The Defendants believe that Plaintiff's Fourth Amendment violation arises from an alleged unreasonable search and seizure of Plaintiff's residence. Doc. 31 at 11. Plaintiff alleges that five security cameras were ruined, the front door and the door frame were damaged, a two foot square portion of the living room carpet was burned, ceilings in multiple rooms were cracked, and his pet dogs were terrorized during the search of his residence on December 17, 2009. Doc. 37-1 at 10, 15-16; Doc. 37-2 at 6-7; Doc. 37-3 at 5. Defendants allege that the only damage to Plaintiff's residence was minor damage to the front door and a minor burn on the rug. Doc. 31-1 at. 11-12.

An otherwise lawful search and seizure can violate the Fourth Amendment if it is executed in an unreasonable manner. See United States v. Jacobsen, 466 U.S. 109, 124 (1984). "To assess the reasonableness of th[e] conduct, [a court] must balance the nature and quality of the intrusion on the individual's Fourth Amendment interests against the importance of the governmental interests alleged to justify the intrusion." Id. at 125 (internal quotation marks omitted). Plaintiff has presented evidence that supports his allegations of damage to his residence during the December 17 search. See, e.g., San Jose Charter of Hells Angels Motorcycle Club v. City of San Jose, 402 F.3d 962 (9th Cir. 2005) (upholding the district court's denial of summary judgment when damage to the plaintiff's property included, inter alia, cutting off mailbox, breaking refrigerator door, and removal of a concrete slab); Youngbey v. District of Columbia, 766 F.Supp.2d 197, 220 (D.D.C. 2011) (holding that the use of flash bang grenades in a residence of a homicide suspect who might have a gun did not warrant dismissal at the summary judgment stage). It is not clear that the alleged damage rises to the level of a constitutional violation because officers executing a search warrant occasionally "must damage property in order to perform their duty." Dalia v. United States, 441 U.S. 238, 258, (1979). Whether the damage alleged by Plaintiff is unreasonable, however, is a question of fact best left for the jury to decide with the benefit of a full record. See Chew v. Gates, 27 F.3d 1432, 1443 (9th Cir. 1994) (reasonableness under the Fourth Amendment is ordinarily a fact question for the jury). Thus, the Court denies Defendants motion for summary judgment with respect to this Fourth Amendment violation.

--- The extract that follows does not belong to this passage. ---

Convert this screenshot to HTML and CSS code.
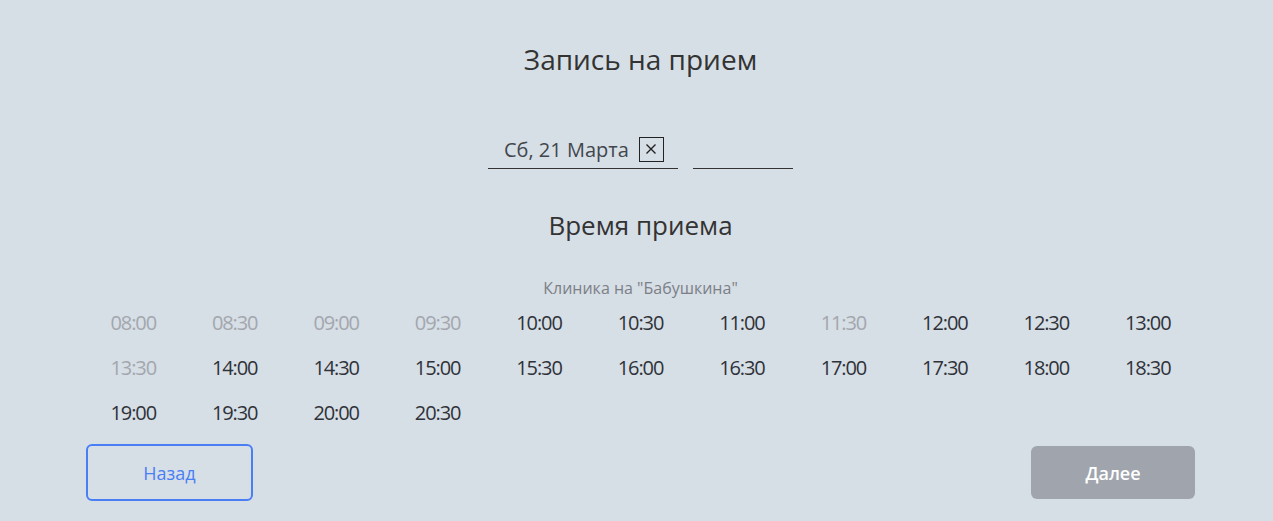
FILE: index.html
```html
<!DOCTYPE html>
<html lang="ru">
<head>
<meta charset="utf-8">
<title>Запись на прием</title>
<link rel="stylesheet" href="styles.css">
</head>
<body>
<main class="page">
  <h1 class="title">Запись на прием</h1>
  <div class="date-row">
    <div class="field field-date">
      <span class="field-text">Сб, 21 Марта</span>
      <span class="clear-box">
        <svg width="12" height="12" viewBox="0 0 12 12"><path d="M1.5 1.5 L10.5 10.5 M10.5 1.5 L1.5 10.5" stroke="#222" stroke-width="1.4" fill="none"/></svg>
      </span>
    </div>
    <div class="field field-time"></div>
  </div>
  <h2 class="subtitle">Время приема</h2>
  <div class="clinic">Клиника на "Бабушкина"</div>
  <div class="slots">
    <span class="slot off">08:00</span>
    <span class="slot off">08:30</span>
    <span class="slot off">09:00</span>
    <span class="slot off">09:30</span>
    <span class="slot">10:00</span>
    <span class="slot">10:30</span>
    <span class="slot">11:00</span>
    <span class="slot off">11:30</span>
    <span class="slot">12:00</span>
    <span class="slot">12:30</span>
    <span class="slot">13:00</span>
    <span class="slot off">13:30</span>
    <span class="slot">14:00</span>
    <span class="slot">14:30</span>
    <span class="slot">15:00</span>
    <span class="slot">15:30</span>
    <span class="slot">16:00</span>
    <span class="slot">16:30</span>
    <span class="slot">17:00</span>
    <span class="slot">17:30</span>
    <span class="slot">18:00</span>
    <span class="slot">18:30</span>
    <span class="slot">19:00</span>
    <span class="slot">19:30</span>
    <span class="slot">20:00</span>
    <span class="slot">20:30</span>
  </div>
  <div class="actions">
    <button class="btn btn-back">Назад</button>
    <button class="btn btn-next">Далее</button>
  </div>
</main>
</body>
</html>
```
FILE: styles.css
```css
html, body {
  margin: 0;
  padding: 0;
  background: #d6dee6;
}
body {
  padding-left: 8px;
  font-family: "Open Sans", "Noto Sans", sans-serif;
  color: #333;
}
.page {
  width: 1116px;
  margin: 0 auto;
  padding-top: 40px;
  display: flex;
  flex-direction: column;
  align-items: center;
}
.title {
  margin: 0;
  font-size: 28px;
  line-height: 38px;
  font-weight: 400;
  color: #333;
}
.date-row {
  margin-top: 52px;
  display: flex;
  gap: 15px;
}
.field {
  height: 39px;
  border-bottom: 1px solid #333;
  box-sizing: border-box;
  display: flex;
  align-items: center;
}
.field-date {
  width: 190px;
  padding-left: 16px;
  gap: 10px;
}
.field-time {
  width: 100px;
}
.field-text {
  font-size: 20px;
  color: #42464c;
}
.clear-box {
  width: 25px;
  height: 25px;
  box-sizing: border-box;
  border: 1px solid #222;
  display: flex;
  align-items: center;
  justify-content: center;
}
.subtitle {
  margin: 38px 0 0;
  font-size: 26px;
  line-height: 36px;
  font-weight: 400;
  color: #333;
}
.clinic {
  margin-top: 34px;
  font-size: 16px;
  line-height: 22px;
  color: #7c8086;
}
.slots {
  width: 100%;
  margin-top: 10px;
  display: grid;
  grid-template-columns: repeat(11, 1fr);
  row-gap: 17px;
}
.slot {
  text-align: center;
  font-size: 20px;
  line-height: 28px;
  letter-spacing: -1.1px;
  color: #2f3238;
}
.slot.off {
  color: #a3a7ad;
}
.actions {
  width: 1109px;
  margin-top: 17px;
  display: flex;
  justify-content: space-between;
  align-items: center;
}
.btn {
  font-family: "Open Sans", "Noto Sans", sans-serif;
  font-size: 18px;
  border-radius: 6px;
  box-sizing: border-box;
  cursor: pointer;
}
.btn-back {
  width: 167px;
  height: 57px;
  border: 2px solid #4a7ef5;
  background: transparent;
  color: #4a7ef5;
}
.btn-next {
  width: 164px;
  height: 53px;
  border: none;
  background: #a0a5ad;
  color: #fff;
  font-weight: 600;
}
```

Defendant's objected to paragraphs 24-28 in Plaintiff's statement of facts. This objection is overruled because the three affidavits provided by Plaintiff are sufficient to support the factual allegations that are relevant to this claim. Plaintiff provided affidavits of Allison Wolfe (owner of the home searched on December 17), Jacob Wolfe (Allison's son), and a declaration from Plaintiff made under penalty of perjury. See Winterrowd v. Nelson, 480 F.3d 1181, 1183 n.3 (9th Cir. 2007) (noting that the affidavit requirements of Fed. R. Civ. P. 56(e) is substantially complied with when a party swears under penalty of perjury).

B. Claim I: Trespass to Land.

Plaintiff alleges that Defendants trespassed on his property during the search of his residence on December 17, 2009, under the guise of a purportedly valid search warrant. Doc. 35 at 12. Defendants argue that this claim fails as a matter of law because they were acting under a valid search warrant and an officer is not liable for trespass when he is required to enter private property to perform his duties. Doc. 31 at 12. Defendants, as the parties moving for summary judgment, have the burden of identifying those portions of the record which demonstrate the absence of a genuine issue of material fact. See Celotex, 477 U.S. at 323. Defendants have presented evidence sufficient to support a finding that they entered Plaintiff's residence pursuant to a valid search warrant, and that the warrant was based on probable cause. Doc. 31-2 to Doc. 31-5.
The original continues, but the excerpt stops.